Ele acredita que a conclusão
da pesquisa pode ser válida
também para outras pessoas
imobilizadas em UTIs ou que
estejam no pós-operatório de
grandes cirurgias. "Muitas pessoas que usam as meias provavelmente não precisam delas."
Indicação controversa
Para o coordenador médico
do CTI do hospital Albert Einstein, Nelson Akamine, o estudo
tem potencial para mudar as
diretrizes atuais. "Nesse grupo
de pacientes, o uso de meias
não previne a formação de coágulos e ainda acrescenta riscos
e custos. É o que se chama de
uma intervenção fútil", diz.
O médico estima que a maioria das pessoas que fica hospitalizada por mais de um dia use
a meia. "O impacto econômico
disso é brutal, são centenas de
milhares de casos por ano." O
preço (de R$ 70 a R$ 170) varia
de acordo com o fabricante e
com o grau de compressão.
Apesar de o estudo mostrar a
ineficácia da meia em pessoas
imobilizadas, o cirurgião vascular José Carlos Costa Baptista
Silva, presidente da Sociedade
Brasileira de Angiologia e Cirurgia Vascular (regional São
Paulo), diz que vai continuar
recomendando o uso a seus pacientes, pelo menos até que outras pesquisas cheguem ao
mesmo resultado.
"Até agora acreditávamos
que as meias eram eficientes
como profilaxia para pacientes
acamados.

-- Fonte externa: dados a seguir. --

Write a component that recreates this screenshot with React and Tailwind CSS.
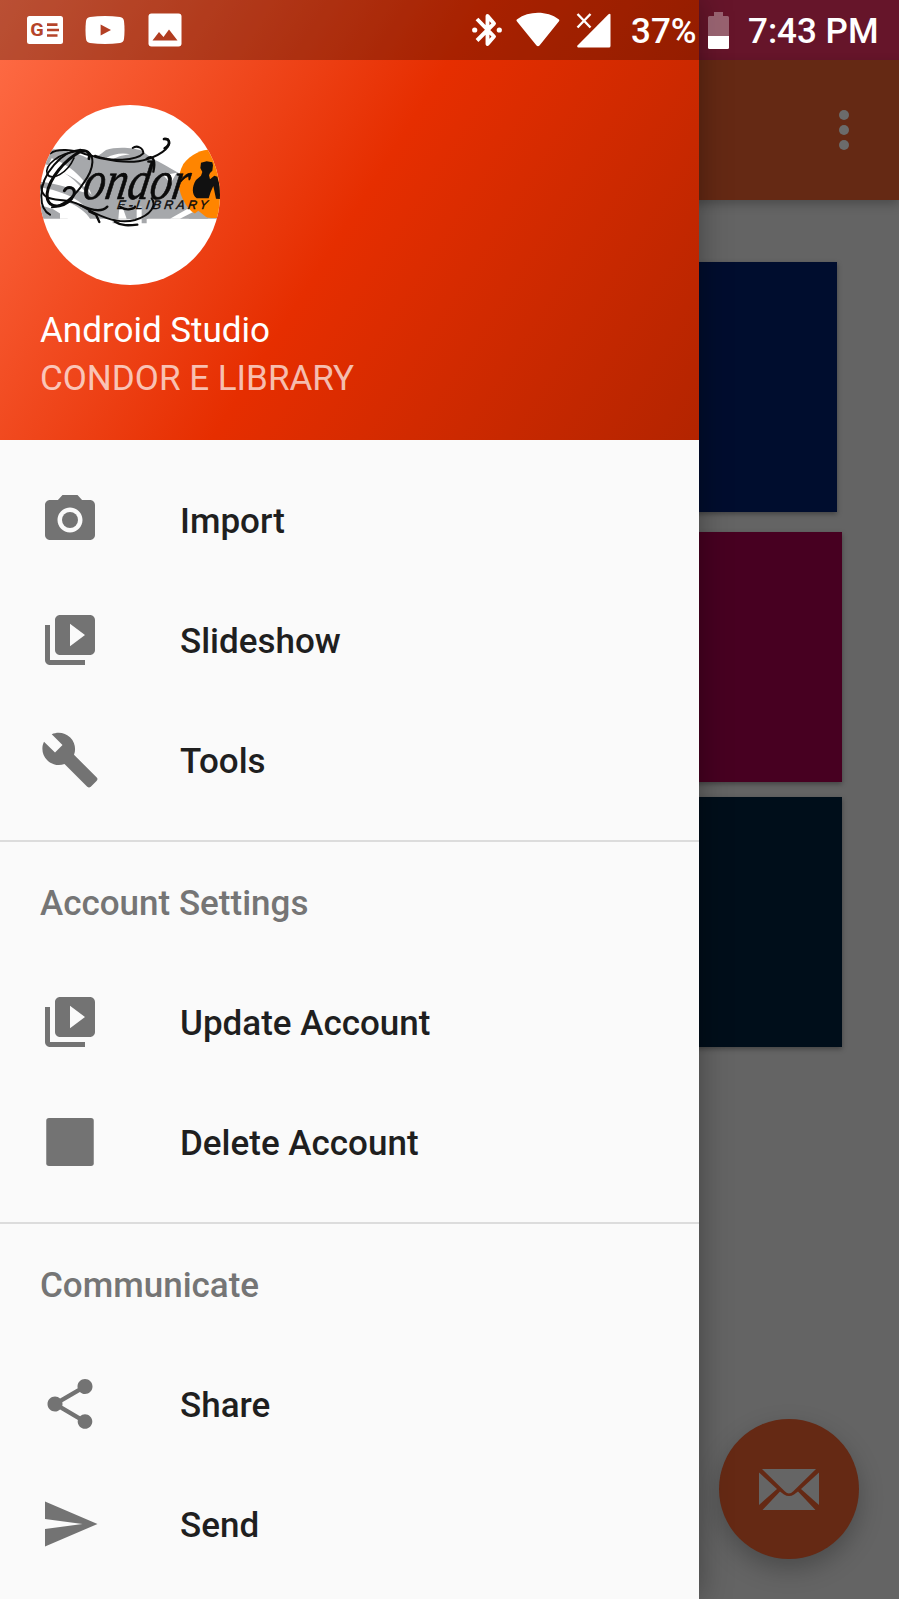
import React from "react";

const CAMERA = (
  <>
    <circle cx="12" cy="12" r="3.2" />
    <path d="M9 2L7.17 4H4c-1.1 0-2 .9-2 2v12c0 1.1.9 2 2 2h16c1.1 0 2-.9 2-2V6c0-1.1-.9-2-2-2h-3.17L15 2H9zm3 15c-2.76 0-5-2.24-5-5s2.24-5 5-5 5 2.24 5 5-2.24 5-5 5z" />
  </>
);
const SLIDES = (
  <path d="M4 6H2v14c0 1.1.9 2 2 2h14v-2H4V6zm16-4H8c-1.1 0-2 .9-2 2v12c0 1.1.9 2 2 2h12c1.1 0 2-.9 2-2V4c0-1.1-.9-2-2-2zm-8 12.5v-9l6 4.5-6 4.5z" />
);
const WRENCH = (
  <path d="M22.7 19l-9.1-9.1c.9-2.3.4-5-1.5-6.9-2-2-5-2.4-7.4-1.3L9 6 6 9 1.6 4.7C.4 7.1.9 10.1 2.9 12.1c1.9 1.9 4.6 2.4 6.9 1.5l9.1 9.1c.4.4 1 .4 1.4 0l2.3-2.3c.5-.4.5-1.1.1-1.4z" />
);
const SQUARE = <rect x="2.5" y="2.4" width="19" height="19.2" rx="1.1" />;
const SHARE = (
  <path d="M18 16.08c-.76 0-1.44.3-1.96.77L8.91 12.7c.05-.23.09-.46.09-.7s-.04-.47-.09-.7l7.05-4.11c.54.5 1.25.81 2.04.81 1.66 0 3-1.34 3-3s-1.34-3-3-3-3 1.34-3 3c0 .24.04.47.09.7L8.04 9.81C7.5 9.31 6.79 9 6 9c-1.66 0-3 1.34-3 3s1.34 3 3 3c.79 0 1.5-.31 2.04-.81l7.12 4.16c-.05.21-.08.43-.08.65 0 1.61 1.31 2.92 2.92 2.92 1.61 0 2.92-1.31 2.92-2.92s-1.31-2.92-2.92-2.92z" />
);
const SEND = <path d="M2 21L23 12 2 3V10l15 2-15 2z" />;

function MenuItem({ icon, label }) {
  return (
    <li className="flex h-[120px] items-center pl-10">
      <svg viewBox="0 0 24 24" className="size-[60px] fill-[#737373]">{icon}</svg>
      <span className="ml-20 pt-[3px] text-[35px] leading-[41px] font-medium text-[#1f1f1f]">{label}</span>
    </li>
  );
}

function Section({ title }) {
  return (
    <>
      <div className="mt-5 h-[2px] shrink-0 bg-[#dcdcdc]" />
      <h2 className="flex h-[120px] items-center pl-10 pt-[3px] text-[35px] leading-[41px] font-medium text-[#757575]">
        {title}
      </h2>
    </>
  );
}

function Avatar() {
  return (
    <svg viewBox="60 45 540 540" className="size-[180px] rounded-full bg-white">
      {/* grey condor wings */}
      <g fill="#a6a8ab">
        <path d="M60 178H115C200 190 265 235 330 300L385 386H210C190 350 120 320 60 315V275C110 280 170 300 200 310C150 250 100 225 60 220Z" />
        <path d="M190 212C215 210 240 195 258 180C285 170 340 172 365 182L398 206C440 225 470 250 500 258L530 330L460 386H280C300 330 240 250 190 212Z" />
        <path d="M60 345L100 358L145 386H60ZM450 386L520 340L600 386ZM278 380H380V400H365V388H286V400H278Z" />
      </g>
      <g fill="#fff">
        <path d="M258 205C280 190 310 188 330 193C305 196 285 202 275 212ZM430 256L470 248L452 280Z" />
        <path d="M95 205C150 225 200 270 215 315C170 260 125 240 80 236ZM60 292C110 300 160 318 190 345C140 325 100 325 60 330Z" />
        <path d="M450 386L535 338L550 350L480 386ZM120 360L155 386H120ZM300 330L320 386H295ZM350 350H365V386H350Z" />
      </g>
      <path d="M600 182C570 172 520 180 490 222C470 260 470 300 498 345C520 380 560 386 600 384Z" fill="#ff8500" />
      <path d="M505 386L535 362L565 386Z" fill="#a6a8ab" />
      {/* seated figure */}
      <path d="M543 218L560 214L577 217L579 226L577 242L570 249L567 256L570 268L583 257L592 260L600 290V327L588 326L580 288L572 306L566 325H530C515 315 515 290 528 270L543 257L547 246L541 234Z" fill="#111" />
      {/* lettering */}
      <g fill="#0b0b0b" fontStyle="italic">
        <text x="0" y="0" transform="translate(184 327) skewX(-10)" fontSize="165" fontFamily="'Liberation Serif', serif" textLength="318" lengthAdjust="spacingAndGlyphs" stroke="#0b0b0b" strokeWidth="2">ondor</text>
        <text x="0" y="0" transform="translate(290 358) skewX(-8)" fontSize="37" fontFamily="'Liberation Sans', sans-serif" textLength="272" lengthAdjust="spacing" stroke="#0b0b0b" strokeWidth="1.2">E-LIBRARY</text>
      </g>
      {/* flourishes */}
      <g fill="none" stroke="#0b0b0b" strokeLinecap="round">
        <path d="M207 206C214 180 190 176 165 194C115 228 75 290 82 326C90 362 145 350 162 314C168 290 142 287 133 302" strokeWidth="9" />
        <path d="M178 180C130 182 62 250 64 320C64 350 74 365 90 374" strokeWidth="6" />
        <path d="M162 204C142 250 94 275 82 252C72 225 118 188 172 184" strokeWidth="5" />
        <path d="M180 179C236 184 220 240 190 280C165 320 125 350 96 352" strokeWidth="6" />
        <path d="M92 190C110 175 160 178 195 192C250 210 330 225 380 208C430 192 460 165 443 147" strokeWidth="6" />
        <path d="M432 147C450 145 453 164 434 175" strokeWidth="8" />
        <path d="M225 197C270 216 350 212 370 190C370 172 350 165 338 174" strokeWidth="6" />
        <path d="M380 207C400 190 407 215 400 245" strokeWidth="7" />
        <path d="M62 285C66 350 130 315 180 345C230 375 290 405 345 390C395 375 410 345 395 325" strokeWidth="6" />
        <path d="M180 345C215 362 245 368 262 350M300 350C320 365 345 355 345 350" strokeWidth="7" />
        <path d="M208 364L228 374L238 396M285 395C305 408 325 407 352 404" strokeWidth="7" />
      </g>
    </svg>
  );
}

function StatusBar() {
  return (
    <header className="absolute inset-x-0 top-0 flex h-[60px] items-center text-[35px] leading-[41px] font-medium text-white">
      <div className="absolute inset-y-0 left-0 w-[699px] bg-black/27" />
      <div className="relative flex flex-1 items-center pl-[27px]">
        <svg viewBox="0 0 36 28" className="h-7 w-9">
          <rect width="36" height="28" rx="2.5" fill="#fff" />
          <text x="3.3" y="20.2" fontSize="18" fontWeight="700" fontFamily="Roboto, sans-serif" fill="#b5442a" textLength="13.5" lengthAdjust="spacingAndGlyphs">G</text>
          <path d="M20 8.6h10.5M20 14h12M20 19.5h10.5" stroke="#b5442a" strokeWidth="2.6" />
        </svg>
        <svg viewBox="0 0 40 28" className="ml-[22px] h-7 w-10">
          <path d="M5 1Q20-.8 35 1Q38.500 1.500 39 5Q40 14 39 23Q38.500 26.500 35 27Q20 28.800 5 27Q1.500 26.500 1 23Q0 14 1 5Q1.500 1.500 5 1Z" fill="#fff" />
          <path d="M15.600 8.500L26 14L15.600 19.500Z" fill="#b33f24" />
        </svg>
        <svg viewBox="0 0 34 34" className="ml-[23px] size-[34px]">
          <rect x=".5" y=".5" width="33" height="33" rx="3" fill="#fff" />
          <path d="M4.500 27.500L11 19L15.500 24L21 16.500L29.500 27.500Z" fill="#b13c20" />
        </svg>
      </div>
      <svg viewBox="0 0 30 36" className="relative mr-[14px] h-9 w-[30px]">
        <path d="M5 7L22 24.500L15.500 32V4L22 11.500L5 28.500" fill="none" stroke="#fff" strokeWidth="3.900" strokeLinejoin="round" />
        <circle cx="2.700" cy="18" r="2.600" fill="#fff" />
        <circle cx="27.300" cy="18" r="2.600" fill="#fff" />
      </svg>
      <svg viewBox="0 0 44 36" className="relative mr-[16px] h-9 w-11">
        <path d="M1 9.500Q-.2 8.200 1.200 7.200C13-1.300 31-1.300 42.600 7.200Q44 8.200 42.800 9.500L23.500 33.500Q22 35 20.500 33.500Z" fill="#fff" />
      </svg>
      <svg viewBox="0 0 36 36" className="relative mr-[19px] size-9">
        <path d="M34.500 3V34Q34.500 35.500 33 35.500H2Q.5 35 1.500 33.500L32.500 2.300Q34.500 1 34.500 3Z" fill="#fff" />
        <path d="M1.500 2L14.500 15.500M14.500 2L1.500 15.500" stroke="#fff" strokeWidth="2.400" />
      </svg>
      <span className="relative w-[65px] whitespace-nowrap pt-[3px]">37%</span>
      <svg viewBox="0 0 21 37" className="relative ml-[12px] h-[37px] w-[21px]">
        <path d="M6 0H15V4H19.500Q21 4 21 5.500V24H0V5.500Q0 4 1.500 4H6Z" fill="#fff" opacity=".33" />
        <path d="M0 24H21V35.500Q21 37 19.500 37H1.500Q0 37 0 35.500Z" fill="#fff" />
      </svg>
      <time className="w-[170px] whitespace-nowrap pl-[19px] pt-[3px]">7:43 PM</time>
    </header>
  );
}

export default function App() {
  return (
    <div className="relative h-[1599px] w-[899px] overflow-hidden bg-[#646464] font-[Roboto,sans-serif]">
      {/* dimmed screen behind the drawer */}
      <main className="flex h-full flex-col">
        <div className="h-[60px] bg-[#66152a]" />
        <div className="flex h-[140px] items-center justify-end bg-[#652914] pr-[50px] shadow-[0_4px_10px_rgba(0,0,0,0.25)]">
          <div className="flex flex-col gap-[5px]">
            <i className="size-[10px] rounded-full bg-[#6b6b6b]" />
            <i className="size-[10px] rounded-full bg-[#6b6b6b]" />
            <i className="size-[10px] rounded-full bg-[#6b6b6b]" />
          </div>
        </div>
        <div className="flex flex-col items-end pt-[62px] pr-[57px]">
          <div className="mr-[5px] h-[250px] w-[350px] bg-[#000d2e] shadow-[0_2px_5px_rgba(0,0,0,0.35)]" />
          <div className="mt-5 h-[250px] w-[350px] bg-[#470021] shadow-[0_2px_5px_rgba(0,0,0,0.35)]" />
          <div className="mt-[15px] h-[250px] w-[350px] bg-[#000e1a] shadow-[0_2px_5px_rgba(0,0,0,0.35)]" />
        </div>
      </main>
      <button className="absolute right-10 bottom-10 flex size-[140px] items-center justify-center rounded-full bg-[#652914] shadow-[0_10px_24px_rgba(0,0,0,0.25)]">
        <svg viewBox="0 0 60 41" className="h-[41px] w-[60px] fill-[#656565]">
          <path d="M3 0H57L34 22.500Q30 26.500 26 22.500Z" />
          <path d="M0 3.500L18 20L0 36ZM60 3.500L42 20L60 36Z" />
          <path d="M3.500 41L21 22.500L25 25.500Q30 28.500 35 25.500L39 22.500L56.500 41Z" />
        </svg>
      </button>

      <aside className="absolute inset-y-0 left-0 flex w-[699px] flex-col bg-[#fafafa] shadow-[0_0_30px_rgba(0,0,0,0.35)]">
        <div className="flex h-[440px] shrink-0 flex-col items-start bg-[linear-gradient(122.15deg,#ff6e48,#e62e00_50%,#b32400)] pt-[105px] pl-10 text-[35px] leading-[41px] text-white">
          <Avatar />
          <p className="mt-[25px]">Android Studio</p>
          <p className="mt-[7px] text-white/70">CONDOR E LIBRARY</p>
        </div>
        <nav className="pt-5">
          <ul>
            <MenuItem icon={CAMERA} label="Import" />
            <MenuItem icon={SLIDES} label="Slideshow" />
            <MenuItem icon={WRENCH} label="Tools" />
          </ul>
          <Section title="Account Settings" />
          <ul>
            <MenuItem icon={SLIDES} label="Update Account" />
            <MenuItem icon={SQUARE} label="Delete Account" />
          </ul>
          <Section title="Communicate" />
          <ul>
            <MenuItem icon={SHARE} label="Share" />
            <MenuItem icon={SEND} label="Send" />
          </ul>
        </nav>
      </aside>
      <StatusBar />
    </div>
  );
}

É complicado parar
de usar de uma hora para outra.
Não vou deixar de indicar porque mal elas não fazem, desde
que sejam usadas corretamente", afirma o médico.
Segundo ele, o aparecimento
de bolhas, feridas e úlceras nos
participantes que usaram a
meia pode ser atribuído ao uso
inadequado. "O correto é tirá-las todos os dias, limpar a pele e
fazer fisioterapia. Se a pessoa
perceber algum problema, o
uso é suspenso. Isso é o básico
do básico", diz Silva.
Retorno venoso
Ainda de acordo com o presidente da SBACV, as meias elásticas têm a função de manter a
contração muscular das pernas
do paciente e, assim, facilitar o
retorno venoso do sangue para
o resto do corpo.
Em pessoas saudáveis, os
músculos das pernas cumprem
essa função, mas o paciente
imobilizado perde a capacidade
de contração do músculo e não
há retorno venoso. Assim, o
sangue fica acumulado -o que
provoca a trombose.
"Se um pedaço desse coágulo
soltar, ele pode subir pela veia e
alcançar o pulmão, provocando
uma embolia", diz. Cerca de
20% das pessoas que têm trombose terão embolia.